HARDCORE is a spiritual brother to TAXI DRIVER, which Schrader also wrote, and both films owe something to the screenwriter's obsession with John Ford's THE SEARCHERS. All three films are about repressed men seeking to rescue young women locked in sexual slavery. Of the three films, HARDCORE is the one that is most interested in what the young woman has to say. Unlike the other two films, when HARDCORE reaches the end of its journey, the young woman in question gets to speak for herself. When Van Dorn finally smashes his way through the underworld and finds his daughter, she unleashes a torrent of abuse on him.
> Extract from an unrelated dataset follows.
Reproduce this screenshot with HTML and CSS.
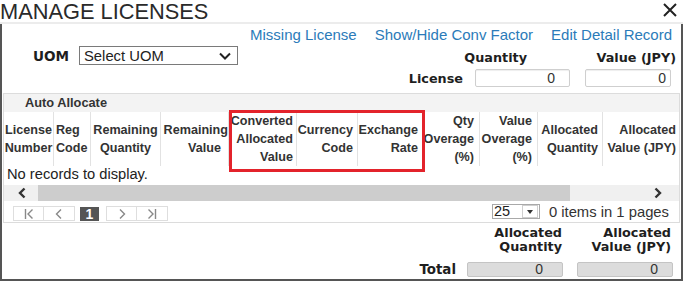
FILE: index.html
```html
<!DOCTYPE html>
<html>
<head>
<meta charset="utf-8">
<link rel="stylesheet" href="styles.css">
</head>
<body>
<div class="titlebar">
  <h1 class="title">MANAGE LICENSES</h1>
  <svg class="close" width="14" height="14" viewBox="0 0 14 14"><path d="M1 1 L13 13 M13 1 L1 13" stroke="#222" stroke-width="2" fill="none"/></svg>
</div>
<div class="dialog">
  <div class="links">
    <a class="link">Missing License</a>
    <a class="link">Show/Hide Conv Factor</a>
    <a class="link">Edit Detail Record</a>
  </div>
  <div class="uom-row">
    <span class="uom-label">UOM</span>
    <div class="select">
      <span>Select UOM</span>
      <svg width="12" height="8" viewBox="0 0 12 8"><path d="M1 1.5 L6 6.5 L11 1.5" stroke="#222" stroke-width="2" fill="none"/></svg>
    </div>
    <span class="spacer"></span>
    <span class="lbl qty-head">Quantity</span>
    <span class="lbl val-head">Value (JPY)</span>
  </div>
  <div class="license-row">
    <span class="lbl">License</span>
    <div class="num-input qty-in">0</div>
    <div class="num-input val-in">0</div>
  </div>

  <div class="grid-box">
    <div class="toolbar">Auto Allocate</div>
    <div class="thead">
      <div class="th c-center">License<br>Number</div>
      <div class="th c-left">Reg<br>Code</div>
      <div class="th c-center">Remaining<br>Quantity</div>
      <div class="th c-right">Remaining<br><span class="pad-val">Value</span></div>
      <div class="th c-right p3">Converted<br>Allocated<br>Value</div>
      <div class="th c-right p4">Currency<br>Code</div>
      <div class="th c-right p4">Exchange<br>Rate</div>
      <div class="th c-right p5">Qty<br>Overage<br>(%)</div>
      <div class="th c-right p5">Value<br>Overage<br>(%)</div>
      <div class="th c-right p4">Allocated<br>Quantity</div>
      <div class="th c-right p1 last">Allocated<br>Value (JPY)</div>
    </div>
    <div class="empty">No records to display.</div>
    <div class="hscroll">
      <div class="sb-btn left">
        <svg width="10" height="12" viewBox="0 0 10 12"><path d="M7.5 1.5 L3 6 L7.5 10.5" stroke="#333" stroke-width="2.4" fill="none"/></svg>
      </div>
      <div class="sb-thumb"></div>
      <div class="sb-track">
        <svg width="10" height="12" viewBox="0 0 10 12"><path d="M2.5 1.5 L7 6 L2.5 10.5" stroke="#333" stroke-width="2.4" fill="none"/></svg>
      </div>
    </div>
    <div class="pager">
      <div class="pg-group">
        <div class="pg-btn"><svg width="12" height="12" viewBox="0 0 12 12"><path d="M2.5 1 V11 M9.5 1.5 L5 6 L9.5 10.5" stroke="#888" stroke-width="1.4" fill="none"/></svg></div>
        <div class="pg-btn"><svg width="12" height="12" viewBox="0 0 12 12"><path d="M8 1.5 L3.5 6 L8 10.5" stroke="#888" stroke-width="1.4" fill="none"/></svg></div>
      </div>
      <div class="pg-current">1</div>
      <div class="pg-group">
        <div class="pg-btn"><svg width="12" height="12" viewBox="0 0 12 12"><path d="M4 1.5 L8.5 6 L4 10.5" stroke="#888" stroke-width="1.4" fill="none"/></svg></div>
        <div class="pg-btn"><svg width="12" height="12" viewBox="0 0 12 12"><path d="M2.5 1.5 L7 6 L2.5 10.5 M9.5 1 V11" stroke="#888" stroke-width="1.4" fill="none"/></svg></div>
      </div>
      <span class="spacer"></span>
      <div class="page-size">
        <span class="ps-val">25</span>
        <span class="ps-btn"><svg width="6" height="4" viewBox="0 0 6 4"><path d="M0 0 H6 L3 4 Z" fill="#333"/></svg></span>
      </div>
      <span class="pg-info">0 items in 1 pages</span>
    </div>
    <div class="highlight"></div>
  </div>

  <div class="totals-head">
    <span class="lbl t-qty">Allocated<br>Quantity</span>
    <span class="lbl t-val">Allocated<br>Value (JPY)</span>
  </div>
  <div class="totals-row">
    <span class="lbl total-lbl">Total</span>
    <div class="ro-input ro-qty">0</div>
    <div class="ro-input ro-val">0</div>
  </div>
</div>
</body>
</html>
```

FILE: styles.css
```css
* { box-sizing: border-box; }
html, body {
  margin: 0;
  padding: 0;
  width: 683px;
  height: 281px;
  overflow: hidden;
  background: #fff;
  font-family: "Liberation Sans", Arial, sans-serif;
  color: #222;
}

.titlebar {
  height: 24px;
  display: flex;
  justify-content: space-between;
  align-items: flex-start;
  border-bottom: 2px solid #ececec;
}
.title {
  margin: 0 0 -2px 0;
  font-weight: normal;
  font-size: 21.8px;
  line-height: 24px;
  color: #2a2a2a;
  letter-spacing: 0;
}
.close {
  margin-top: 3px;
  margin-right: 6px;
}

.dialog {
  height: 257px;
  border-left: 2px solid #555;
  border-right: 2px solid #555;
  border-bottom: 2px solid #555;
  overflow: hidden;
}

.links {
  display: flex;
  justify-content: flex-end;
  gap: 18px;
  padding-top: 1px;
  padding-right: 9px;
  height: 19px;
  align-items: center;
}
.link {
  font-size: 15px;
  color: #2b7bb9;
  line-height: 17px;
}

.lbl {
  font-family: "DejaVu Sans", sans-serif;
  font-weight: bold;
  font-size: 12.8px;
  color: #1e1e1e;
}

.uom-row {
  display: flex;
  align-items: center;
  margin-top: 3px;
  height: 19px;
}
.uom-label {
  font-family: "DejaVu Sans", sans-serif;
  font-weight: bold;
  font-size: 13.6px;
  color: #1e1e1e;
  margin-left: 31px;
  width: 46px;
}
.select {
  width: 159px;
  height: 19px;
  border: 1px solid #7a7a7a;
  display: flex;
  align-items: center;
  justify-content: space-between;
  padding: 0 6px 0 4px;
  font-size: 14.8px;
  color: #222;
}
.spacer { flex: 1; }
.qty-head {
  width: 80px;
  text-align: right;
  margin-right: 49px;
  margin-top: 4px;
}
.val-head {
  width: 100px;
  text-align: right;
  margin-right: 5px;
  margin-top: 4px;
}

.license-row {
  display: flex;
  justify-content: flex-end;
  align-items: center;
  margin-top: 4px;
  height: 18px;
}
.license-row .lbl { margin-right: 12px; }
.num-input {
  height: 18px;
  border: 1px solid #cfcfcf;
  border-radius: 2px;
  box-shadow: inset 0 1px 1px #eee;
  font-size: 14px;
  line-height: 16px;
  text-align: right;
  color: #333;
}
.qty-in { width: 95px; padding-right: 14px; margin-right: 15px; }
.val-in { width: 86px; padding-right: 4px; margin-right: 10px; }

.grid-box {
  position: relative;
  margin: 6px 1px 0 1px;
  border: 1px solid #dcdcdc;
}
.toolbar {
  height: 18px;
  background: #f3f3f3;
  font-weight: bold;
  font-size: 12.8px;
  line-height: 18px;
  color: #333;
  padding-left: 21px;
}
.thead {
  display: grid;
  grid-template-columns: 50px 37px 70px 68px 68px 61px 65px 57px 58px 65px 74px;
  height: 54px;
}
.th {
  font-weight: bold;
  font-size: 12.6px;
  line-height: 18px;
  color: #333;
  white-space: nowrap;
  border-right: 1px solid #e2e2e2;
  display: flex;
  flex-direction: column;
  justify-content: center;
}
.th.last { border-right: none; }
.c-center { text-align: center; }
.c-left { text-align: left; padding-left: 2px; }
.c-right { text-align: right; }
.p1 { padding-right: 1px; }
.p3 { padding-right: 3px; }
.p4 { padding-right: 4px; }
.p5 { padding-right: 5px; }
.pad-val { padding-right: 7px; }

.empty {
  height: 19px;
  font-size: 14.7px;
  line-height: 17px;
  padding-left: 3px;
  color: #222;
}

.hscroll {
  display: flex;
  height: 16px;
}
.sb-btn {
  width: 34px;
  background: #f0f0f0;
  display: flex;
  align-items: center;
  justify-content: center;
  padding-left: 2px;
}
.sb-thumb {
  width: 532px;
  background: #cdcdcd;
}
.sb-track {
  flex: 1;
  background: #f0f0f0;
  display: flex;
  align-items: center;
  justify-content: flex-end;
  padding-right: 16px;
}

.pager {
  display: flex;
  align-items: center;
  height: 21px;
  padding-left: 9px;
}
.pg-group { display: flex; }
.pg-btn {
  width: 31px;
  height: 15px;
  border: 1px solid #dedede;
  display: flex;
  align-items: center;
  justify-content: center;
  margin-top: 4px;
}
.pg-btn + .pg-btn { border-left: none; }
.pg-current {
  width: 19px;
  height: 14px;
  background: #555;
  color: #fff;
  font-size: 14px;
  font-weight: bold;
  line-height: 14px;
  text-align: center;
  margin: 4px 7px 0 5px;
}
.page-size {
  display: flex;
  align-items: center;
  width: 48px;
  height: 15px;
  border: 1px solid #a9a9a9;
  margin-right: 9px;
}
.ps-val {
  flex: 1;
  font-size: 14.5px;
  line-height: 13px;
  color: #222;
  padding-left: 1px;
}
.ps-btn {
  width: 16px;
  height: 13px;
  border: 1px solid #cfcfcf;
  display: flex;
  align-items: center;
  justify-content: center;
  margin-right: 1px;
}
.pg-info {
  font-size: 14.8px;
  color: #333;
  margin-right: 10px;
}

.highlight {
  position: absolute;
  left: 225px;
  top: 16px;
  width: 196px;
  height: 62px;
  border: 3px solid #e3232b;
}

.totals-head {
  display: flex;
  justify-content: flex-end;
  margin-top: 3px;
  line-height: 14px;
}
.t-qty { width: 100px; text-align: right; margin-right: 9px; }
.t-val { width: 100px; text-align: right; margin-right: 10px; }

.totals-row {
  display: flex;
  justify-content: flex-end;
  align-items: center;
  margin-top: 8px;
  height: 15px;
}
.total-lbl { font-size: 13.4px; }
.totals-row .lbl { margin-right: 11px; }
.ro-input {
  width: 96px;
  height: 15px;
  background: #dcdcdc;
  border: 1px solid #c4c4c4;
  border-radius: 2px;
  font-size: 14px;
  line-height: 13px;
  text-align: right;
  color: #333;
}
.ro-qty { padding-right: 19px; margin-right: 14px; }
.ro-val { padding-right: 14px; margin-right: 8px; }
```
In a way that the other two films never considered, HARDCORE at least ponders the possibility that the girl might not want to return to the world of decent people and mainstream society.

This is probably a good place to say that HARDCORE is a flawed film. Schrader is an idiosyncratic filmmaker, which is his greatest attribute (this film could not have come from anyone else), but it's often clunky in its execution. Stalwarts like Boyle and Gaines are terrific, but a lot of the supporting performances are stiff and little awkward. Some scenes go on too long, making and remaking a point that we've already gotten -- even the famous scene in the porn theater, for instance, goes on to such an extent that you're wondering why the hell Van Dorn doesn't just get up and leave. Likewise, the violent ending is overdone, with Scott rolling over the denizens of the underworld like a bulldozer. Is there really no professional criminal in California who can stand up to this potbellied businessman from Michigan?

Yet for fans of the flawed-but-kind-of-brilliant, HARDCORE is a great film. As I said at the start, I think this movie influenced me more than most of the films I've seen. It is both overtly religious and wildly seedy. You can practically feel the filmmaker torn between these two worlds. The thing that most people remember about HARDCORE, of course, is the descent into the world of sex-for-hire, but the scenes of a close knit religious community at the start of the film have a special kind of power for me. Schrader knows this world, comes from it himself, and his feel for it is deep. The scenes of Christmas dinner--with an elderly relative bemoaning the secularism of the television's holiday programming while a couple of guys debating at the kitchen table cite Bible verses at each other--as well as the brief scenes of the church youth group striking off for a Christian youth conference, all of this feels exactly right to me. It's different from what I grew up with among the Baptists in Arkansas, but it is familiar in the truest sense of the word, in the sense that there's a family resemblance between strict Protestant churches.

Although Schrader wrote TAXI DRIVER, that film is filtered through Scorsese's tortured Catholicism and his obsession with sacrament and penance. HARDCORE, on the other hand, is Schrader through and through. It is about frosty Protestant repression surviving a deep dive into the steamy muck of a world without rules. In TAXI DRIVER, De Niro's Travis Bickle is a man tormented by his desire for sex, which he finds filthy and corrupt. Scott's Jake Van Dorn, on the other hand, is not tormented in this same way because he's not tempted in the same way. He's horrified by the flesh markets, and although he is weary and battered, he remains as resolute as a knight on a quest. Thus, in its weird mix of seriousness and salaciousness, HARDCORE is something truly special, a dirty movie about the triumph of repression.